▶ _What is required_
Drop every picture. Then return, exactly, the lines from the beginning of the listing below through the one containing "string; section?: boolean;".

▶ _Data segment_
· · · · · · ·

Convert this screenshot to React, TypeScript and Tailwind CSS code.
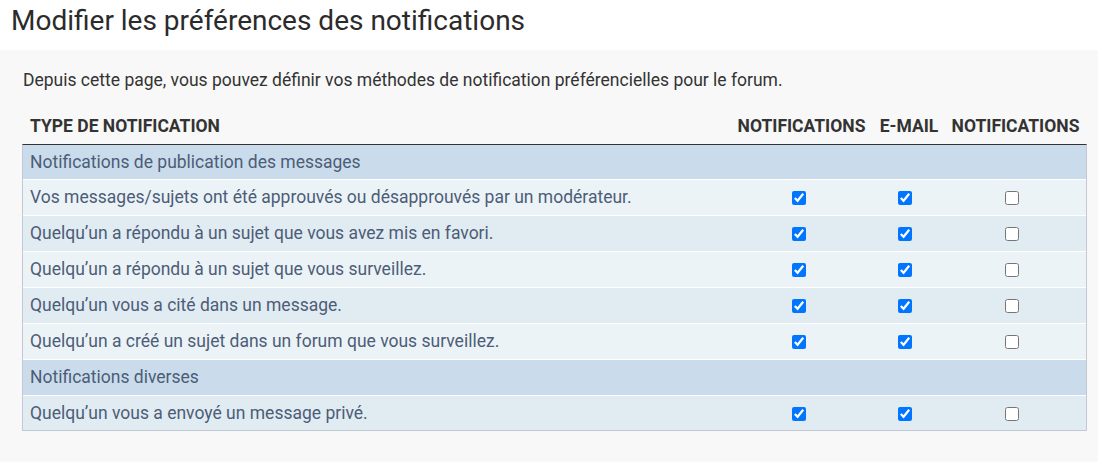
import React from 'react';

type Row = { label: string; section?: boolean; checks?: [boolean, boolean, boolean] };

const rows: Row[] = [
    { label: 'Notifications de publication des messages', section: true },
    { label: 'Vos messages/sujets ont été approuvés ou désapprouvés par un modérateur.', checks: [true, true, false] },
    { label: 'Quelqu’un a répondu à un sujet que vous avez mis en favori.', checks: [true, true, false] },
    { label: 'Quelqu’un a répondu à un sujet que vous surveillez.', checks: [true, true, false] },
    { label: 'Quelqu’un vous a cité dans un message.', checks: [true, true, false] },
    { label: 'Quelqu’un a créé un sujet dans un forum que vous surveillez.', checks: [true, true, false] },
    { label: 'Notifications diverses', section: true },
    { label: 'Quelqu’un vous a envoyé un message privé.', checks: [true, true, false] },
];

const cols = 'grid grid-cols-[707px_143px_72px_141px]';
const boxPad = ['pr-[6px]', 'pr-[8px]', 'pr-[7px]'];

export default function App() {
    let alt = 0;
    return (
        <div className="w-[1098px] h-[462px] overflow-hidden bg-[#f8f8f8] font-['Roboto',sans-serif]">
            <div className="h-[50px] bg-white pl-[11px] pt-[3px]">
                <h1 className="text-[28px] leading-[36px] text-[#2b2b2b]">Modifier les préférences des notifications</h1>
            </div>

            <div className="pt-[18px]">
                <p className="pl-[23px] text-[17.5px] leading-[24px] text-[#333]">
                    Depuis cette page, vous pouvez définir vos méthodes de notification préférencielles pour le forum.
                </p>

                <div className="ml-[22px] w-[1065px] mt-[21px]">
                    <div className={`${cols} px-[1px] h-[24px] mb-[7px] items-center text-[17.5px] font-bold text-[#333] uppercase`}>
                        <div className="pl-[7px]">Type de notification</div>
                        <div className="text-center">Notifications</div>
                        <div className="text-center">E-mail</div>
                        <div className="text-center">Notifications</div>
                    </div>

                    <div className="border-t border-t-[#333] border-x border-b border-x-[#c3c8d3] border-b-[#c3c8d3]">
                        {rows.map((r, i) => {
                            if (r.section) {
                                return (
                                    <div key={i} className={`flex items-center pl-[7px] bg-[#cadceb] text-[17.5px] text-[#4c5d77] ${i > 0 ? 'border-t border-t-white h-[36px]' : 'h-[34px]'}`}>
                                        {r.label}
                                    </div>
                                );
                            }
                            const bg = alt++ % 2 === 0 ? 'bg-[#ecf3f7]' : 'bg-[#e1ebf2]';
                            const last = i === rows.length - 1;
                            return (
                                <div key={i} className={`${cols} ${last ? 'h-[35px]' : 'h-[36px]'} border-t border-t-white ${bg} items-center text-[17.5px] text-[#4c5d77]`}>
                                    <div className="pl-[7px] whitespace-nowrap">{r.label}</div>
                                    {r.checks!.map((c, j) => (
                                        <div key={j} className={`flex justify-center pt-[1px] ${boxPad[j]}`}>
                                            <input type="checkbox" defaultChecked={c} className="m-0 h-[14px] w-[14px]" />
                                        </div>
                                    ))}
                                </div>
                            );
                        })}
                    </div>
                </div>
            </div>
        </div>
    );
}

· · · · · · ·

▶ _Exercise result_
Convert this screenshot to React, TypeScript and Tailwind CSS code.
import React from 'react';

type Row = { label: string; section?: boolean; checks?: [boolean, boolean, boolean] };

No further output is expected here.